Verheiratung von OKR und Scrum
Verheiratung von OKR und Scrum

Anschließend muss definiert werden, welche Länge die Sprints haben sollen. Grundlegend ist eine Zwei-Wochen-Taktung zu empfehlen, da so beide Frameworks ihren ursprünglichen Nutzen erhalten (kurzfristig und operativ – mittelfristig und strategisch). Die Verheiratung von OKR und Scrum erfolgt dann über die Verknüpfung von Sprintzielen in Form von Initiativen mit den Key Results, auf die sie einzahlen (siehe Grafik).

Indem OKRs um Scrum ergänzt wird (oder andersherum) können die Vision, die Strategie und der operative Betrieb des Unternehmens in einem Framework abgebildet werden.

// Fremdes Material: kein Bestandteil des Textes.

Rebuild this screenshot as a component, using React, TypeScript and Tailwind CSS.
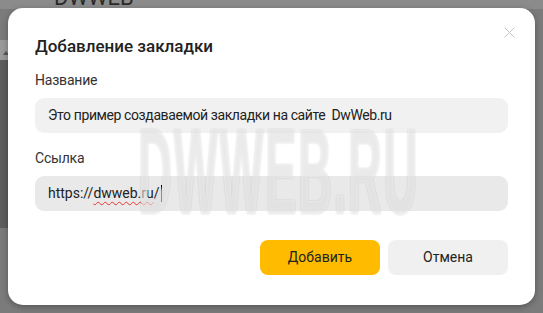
import React from "react";

const font = { fontFamily: 'Roboto, "Noto Sans", Arial, sans-serif' };

const Field = (props: { label: string; children: React.ReactNode; tone: string }) => {
  const { label, children, tone } = props;
  return (
    <div className="flex flex-col">
      <div className="h-[20px] text-[14px] leading-[20px] tracking-[-0.2px] text-[#333]">{label}</div>
      <div
        className={`mt-[8px] flex h-[35px] items-center rounded-[9px] px-[13px] text-[14px] text-[#222] ${tone}`}
      >
        {children}
      </div>
    </div>
  );
};

export default function App() {
  return (
    <div
      className="relative h-[313px] w-[543px] overflow-hidden bg-[#7b7b7b] p-[8px] pr-[8px]"
      style={font}
    >
      {/* page behind the overlay */}
      <div className="absolute left-0 top-0 h-[9px] w-full bg-[#8b8b8b]" />
      <div className="absolute left-[54px] top-[-13px] text-[22px] leading-[22px] text-[#2a2a2a]">DWWEB</div>
      <div className="absolute left-0 top-[40px] h-[20px] w-[8px] bg-[#9a9a9a]" />
      <div className="absolute left-[3px] top-[51px] h-0 w-0 border-x-[3px] border-b-[4px] border-x-transparent border-b-[#555]" />
      <div className="absolute left-0 top-[60px] h-[168px] w-[8px] bg-[#5e5e5e]" />

      <div className="relative flex h-[297px] w-[527px] flex-col rounded-[15px] bg-white px-[27px] pt-[27px] shadow-[0_2px_6px_rgba(0,0,0,0.3)]">
        <button className="absolute right-[20px] top-[19px] h-[11px] w-[11px]">
          <svg viewBox="0 0 11 11" className="h-[11px] w-[11px]" fill="none" stroke="#c4c4c4" strokeWidth="1">
            <path d="M0.5 0.5 L10.5 10.5 M10.5 0.5 L0.5 10.5" />
          </svg>
        </button>
        <h1 className="h-[22px] text-[17px] font-medium leading-[22px] text-[#222]">Добавление закладки</h1>

        <div className="mt-[13px] w-[473px]">
          <Field label="Название" tone="bg-[#f1f1f1]">
            <span className="tracking-[-0.4px]">Это пример создаваемой закладки на сайте&nbsp; DwWeb.ru</span>
          </Field>
        </div>
        <div className="mt-[15px] w-[473px]">
          <Field label="Ссылка" tone="bg-[#e9e9e9]">
            <span>https://</span>
            <span className="underline decoration-wavy decoration-[#e33] decoration-[1px] underline-offset-[3px]">dwweb.ru</span>
            <span>/</span>
            <span className="ml-[1px] h-[17px] w-[1px] bg-black" />
          </Field>
        </div>

        <div className="mt-[29px] flex w-[473px] justify-end gap-[8px]">
          <button className="h-[35px] w-[120px] rounded-[8px] bg-[#ffbb00] text-[14px] text-[#222]">Добавить</button>
          <button className="h-[35px] w-[120px] rounded-[8px] bg-[#f0f0f0] text-[14px] text-[#222]">Отмена</button>
        </div>

        {/* watermark */}
        <div
          className="pointer-events-none absolute left-[130px] top-[103px] origin-left scale-x-[0.385] text-[122px] font-bold leading-[122px] tracking-[4px] text-white/55 [text-shadow:0_0_3px_rgba(0,0,0,0.18)]"
          style={{ fontFamily: '"Liberation Sans", Arial, sans-serif' }}
        >
          DWWEB.RU
        </div>
      </div>
    </div>
  );
}
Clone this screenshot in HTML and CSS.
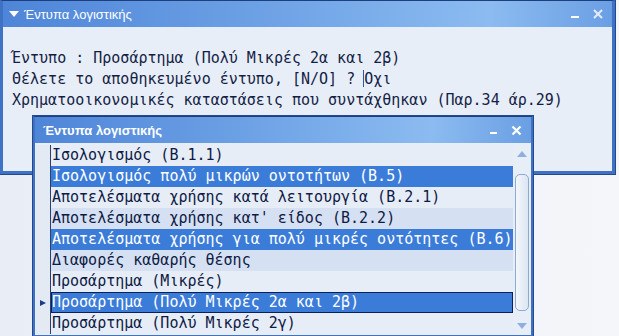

Fazit: OKRs, Agile und Scrum

Agile, OKR und Scrum
Agile, OKR und Scrum

Agile ist ein Konzept bzw. Mindset, das als Antwort auf eine zunehmend komplexere Welt entstanden ist, derer das tradierte Wasserfallmodell und andere Managementtechniken nicht mehr gewachsen sind.

OKR ist eine agile Zielmanagement-Methode, während Scrum eine agile Projektmanagement-Methode ist. Beide finden unter dem Dach “Agile” ihren Platz und können bei richtiger Verzahnung miteinander, ein mächtiges Framework für ganzheitliche Agilität bilden.